City Council Members are holding Town Hall Meetings in your neighborhood to listen to citizen concerns. This is an emergency.

Please attend and SPEAK. Ask for funding to be reinstated to at least $300,000 for public access television in our community. See the Town Hall Meeting link to the right.

Also, mark your calendar to attend the final budget hearings and vote, in Council Chambers, on the following Wednesdays:

  • August 27
  • September 10
  • September 24



Public access television helps local government fulfill its societal obligations.
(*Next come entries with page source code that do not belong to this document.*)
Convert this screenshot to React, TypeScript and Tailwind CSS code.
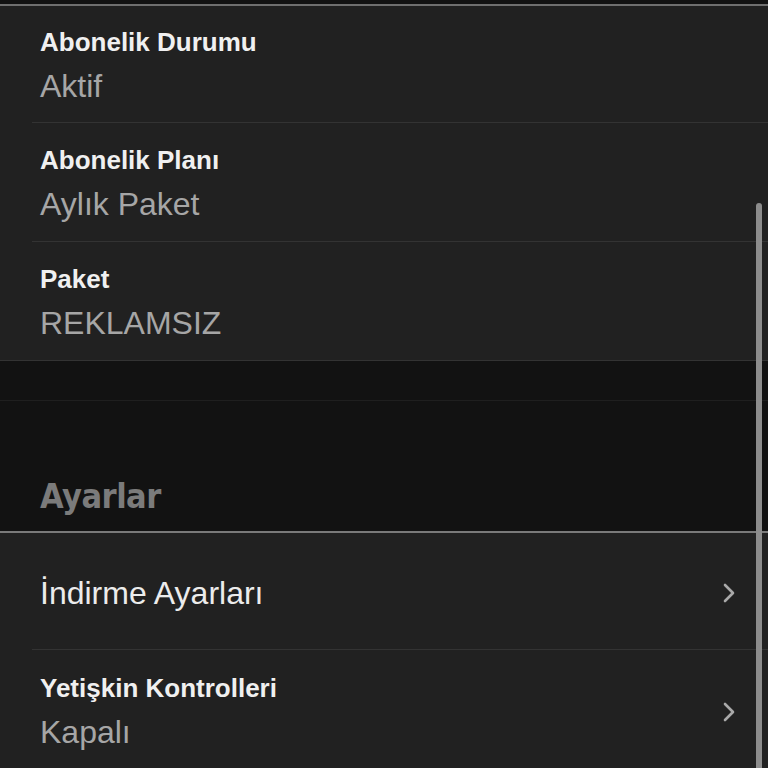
const sans = { fontFamily: '"Liberation Sans", Arial, sans-serif' };

function Chevron() {
  return (
    <svg width="14" height="22" viewBox="0 0 14 22" fill="none" className="shrink-0">
      <path d="M3 3 L11 11 L3 19" stroke="#a9a9a9" strokeWidth="2.6" strokeLinecap="round" strokeLinejoin="round" />
    </svg>
  );
}

export default function App() {
  return (
    <div className="relative w-[768px] h-[768px] overflow-hidden bg-[#121212]" style={sans}>
      <div className="h-[4px] bg-[#121212]" />
      <div className="h-[2px] bg-[#6f6f6f]" />

      {/* Abonelik bilgileri */}
      <section className="bg-[#212121] pl-8">
        <div className="h-[117px] pl-2 pt-[4px] flex flex-col justify-center border-b border-[#333333]">
          <div className="text-[26px] font-bold text-[#f0f0f0] leading-[32px]">Abonelik Durumu</div>
          <div className="text-[32px] text-[#a6a6a6] leading-[40px] mt-[8px]">Aktif</div>
        </div>
        <div className="h-[119px] pl-2 pt-[4px] flex flex-col justify-center border-b border-[#333333]">
          <div className="text-[26px] font-bold text-[#f0f0f0] leading-[32px]">Abonelik Planı</div>
          <div className="text-[32px] text-[#a6a6a6] leading-[40px] mt-[8px]">Aylık Paket</div>
        </div>
        <div className="h-[118px] pl-2 pt-[4px] flex flex-col justify-center">
          <div className="text-[26px] font-bold text-[#f0f0f0] leading-[32px]">Paket</div>
          <div className="text-[32px] text-[#a6a6a6] leading-[40px] mt-[8px]">REKLAMSIZ</div>
        </div>
      </section>

      {/* Ayarlar başlığı */}
      <div className="border-t border-[#333333] h-[40px]" />
      <div className="border-t border-[#1f1f1f] h-[131px] pl-10 flex items-end pb-[15px]">
        <div
          className="text-[34px] font-bold text-[#7b7b7b] leading-[40px] tracking-[-0.5px]"
          style={{ fontFamily: '"Liberation Sans Narrow", "DejaVu Sans Condensed", "Arial Narrow", sans-serif' }}
        >
          Ayarlar
        </div>
      </div>
      <div className="h-[2px] bg-[#7a7a7a]" />

      {/* Ayarlar listesi */}
      <section className="bg-[#212121] pl-8 h-[240px]">
        <div className="h-[117px] pl-2 pr-8 pt-[4px] flex items-center justify-between border-b border-[#333333]">
          <div className="text-[32px] text-[#ececec]">İndirme Ayarları</div>
          <Chevron />
        </div>
        <div className="h-[120px] pl-2 pr-8 pt-[4px] flex items-center justify-between">
          <div className="flex flex-col">
            <div className="text-[26px] font-bold text-[#f0f0f0] leading-[32px]">Yetişkin Kontrolleri</div>
            <div className="text-[32px] text-[#a6a6a6] leading-[40px] mt-[8px]">Kapalı</div>
          </div>
          <Chevron />
        </div>
      </section>

      {/* kaydırma çubuğu */}
      <div className="absolute left-[756px] top-[203px] w-[6px] h-[580px] rounded-full bg-[#8c8c8c]" />
    </div>
  );
}
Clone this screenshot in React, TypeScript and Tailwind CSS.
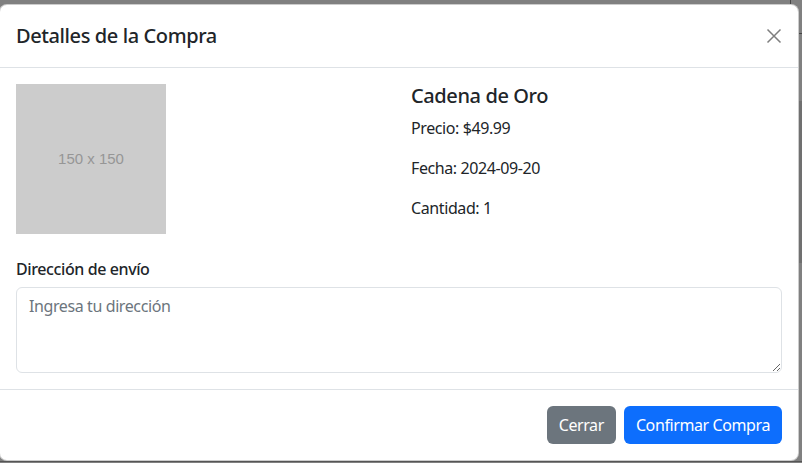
import { useState } from 'react'

function CloseIcon() {
  return (
    <svg viewBox="0 0 16 16" className="w-4 h-4" fill="none" stroke="currentColor" strokeWidth={1.5}>
      <path d="M1.5 1.5 14.5 14.5M14.5 1.5 1.5 14.5" />
    </svg>
  )
}

export default function App() {
  const [address, setAddress] = useState('')

  return (
    <div
      className="relative w-[802px] h-[463px] overflow-hidden bg-[#808080] text-[#212529] tracking-[-0.025em]"
      style={{ fontFamily: '"Segoe UI", "Noto Sans", "Liberation Sans", sans-serif' }}
    >
      {/* página de fondo (atenuada) */}
      <div className="absolute left-[136px] top-[-48px] text-[40px] font-bold text-[#1a1a1a] opacity-60">Cadena de Oro</div>
      <div className="absolute left-[790px] top-0 h-[5px] w-px bg-[#444]" />
      <div className="absolute left-[798px] top-[33px] w-[4px] h-px bg-[#444]" />
      <div className="absolute left-[798px] top-[101px] w-[4px] h-[162px] bg-[#707070]" />
      <div className="absolute left-0 top-[461px] w-full h-px bg-[#555]" />

      {/* modal */}
      <div className="absolute left-[-1px] top-[4px] w-[800px] bg-white border border-black/20 rounded-lg">
        <div className="flex items-center justify-between p-4 border-b border-[#dee2e6]">
          <h5 className="text-[20px] leading-[30px] font-medium">Detalles de la Compra</h5>
          <button className="p-1 -mr-1 text-black opacity-50">
            <CloseIcon />
          </button>
        </div>

        <div className="p-4">
          <div className="grid grid-cols-2 gap-6">
            <div>
              <div
                className="w-[150px] h-[150px] bg-[#cccccc] flex items-center justify-center text-[15px] tracking-normal text-[#969696]"
                style={{ fontFamily: '"Liberation Sans", Arial, sans-serif' }}
              >
                150 x 150
              </div>
            </div>
            <div>
              <h5 className="text-[20px] leading-6 font-medium mb-2">Cadena de Oro</h5>
              <p className="text-base leading-6 mb-4">Precio: $49.99</p>
              <p className="text-base leading-6 mb-4">Fecha: 2024-09-20</p>
              <p className="text-base leading-6 mb-4">Cantidad: 1</p>
            </div>
          </div>

          <div className="mt-[21px]">
            <label className="block text-base leading-6 font-medium mb-[6px]">Dirección de envío</label>
            <textarea
              rows={3}
              value={address}
              onChange={e => setAddress(e.target.value)}
              placeholder="Ingresa tu dirección"
              className="block w-full h-[86px] px-3 py-1.5 text-base leading-6 border border-[#dee2e6] rounded-md placeholder-[#6c757d] focus:outline-none"
            />
          </div>
        </div>

        <div className="flex justify-end items-center gap-2 px-4 py-4 border-t border-[#dee2e6]">
          <button className="h-[38px] px-3 rounded-md bg-[#6c757d] text-white text-base">Cerrar</button>
          <button className="h-[38px] px-3 rounded-md bg-[#0d6efd] text-white text-base">Confirmar Compra</button>
        </div>
      </div>
    </div>
  )
}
The members of the Dallas City Council need to know YOU and hear YOU say public access television matters in our city!

Call 214.670.3738 at least 24 hours in advance to register to speak at the three City Council meetings listed above. In addition, it is vital that you call, or email Mayor Leppert and all city council representatives.


YES, WE WILL! Save community television in Dallas. Call me to let me know that I can count on you.

Thank you for your help,

Lisa Hembry
President / CEO
214.631.5571 (ext 304)

P.S. Please forward this e-newsletter on to your friends and colleagues.




How You Can Help
help key

Please tell us which meeting(s) you plan to attend– we have talking points to assist you. Call 214. 631. 5571 (ext 304) or email Lisa Hembry.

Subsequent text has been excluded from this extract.